Dimensionality of Scatter Plot: 1D? 2D?

In our lecture “Data Visualization Concepts”, we learned that Scatter Plots are 2 dimensional.
However we also learned that your everyday bar chart is 1 dimensional.

I don’t see why one is descirbed as one-dimensional and the other as two-dimensional, since you can easily visualize a bar chart as a scatter plot by converting the top of every bar into a point.
Same goes the other way around, but this time we make full bars out of the points of a scatter plot.

Here are two random pictures of said plots I found after a quick Google search, to further illustrate my point:

What exactly am I missing here? It seems like the two type of plots could display the same data in almost the same way. So why is there a difference between their dimensionalities?

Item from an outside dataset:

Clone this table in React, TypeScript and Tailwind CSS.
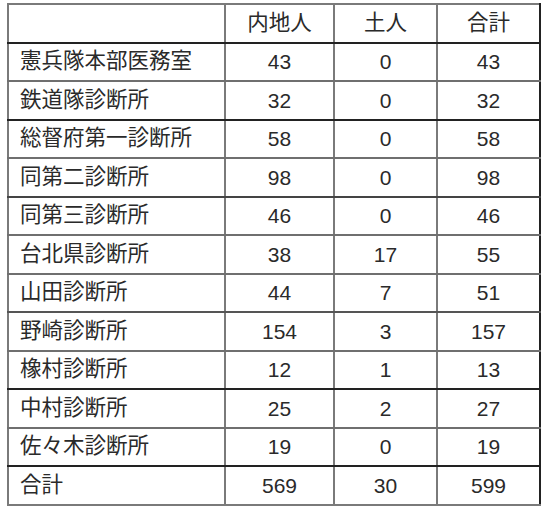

The issue of dimensionality in charts is often ill-defined and resources contain conflicting information. Some might say that bar charts are two dimensional, because they display data from two variables, or at least so argues the documentation of the acl data analysis tool set.

So lets try to squeeze the data from the scatter plot into a bar chart. Bar charts typically have a constant distance between bars (bins) and a constant width between each other. If the data in the scatter plot is not evenly distributed, or does not contain data with even distances, finding bars that fit this is next to impossible. It seems like in the conversion we have to forgo some dimension of the data.

I’d therefore argue that the difference between a bar chart and a scatter plot lies in the binning. Bar charts display data in bins with discrete categories, or in your example discrete quantities. This means that in the visualization the data on the x axis is not available in a continuous spectrum, but only in these discreet bins with a constant distance between each other. It is these discrete bins that give the dimensionality, while the y axis provides a measure, or length, to each of the bins. Since only one axis determines the dimension, we call this kind of visualization “one dimensional”. Similar terminology is also used here by Qlik another data analysis tool set. Higher dimensions can be added to the Bar chart by adding sub-binning, or sub-categories to each of the bars.

It might make sense to look at it from a raw data standpoint to get some understanding of the above. In theory a bar chart histogram can be encoded in the following way: [0,0,1,5,20,10,4,1,0,0], giving a measure for ten bins. This clearly one-dimensional data can be plotted in a bar chart without any further effort (here using matplotlib):

import matplotlib.pyplot as plt
import numpy as np
data = [0,0,1,5,20,10,4,1,0,0]
plt.bar(np.arange(len(data)), data)
plt.show()

bar_chart_example

This of course excludes any scaling on the x axis, but shows that a lot of bar charts can be generated from one dimensional data. Lastly I’d argue that the data on the y axis is often unit or dimensionless, which coming from physics usually means that it does not carry another dimension to the problem or visualization.

TLDR: It’s complicated, but bars have a discreet binning with constant distances between each other, which allows thinking of the displayed data as a one-dimensional array.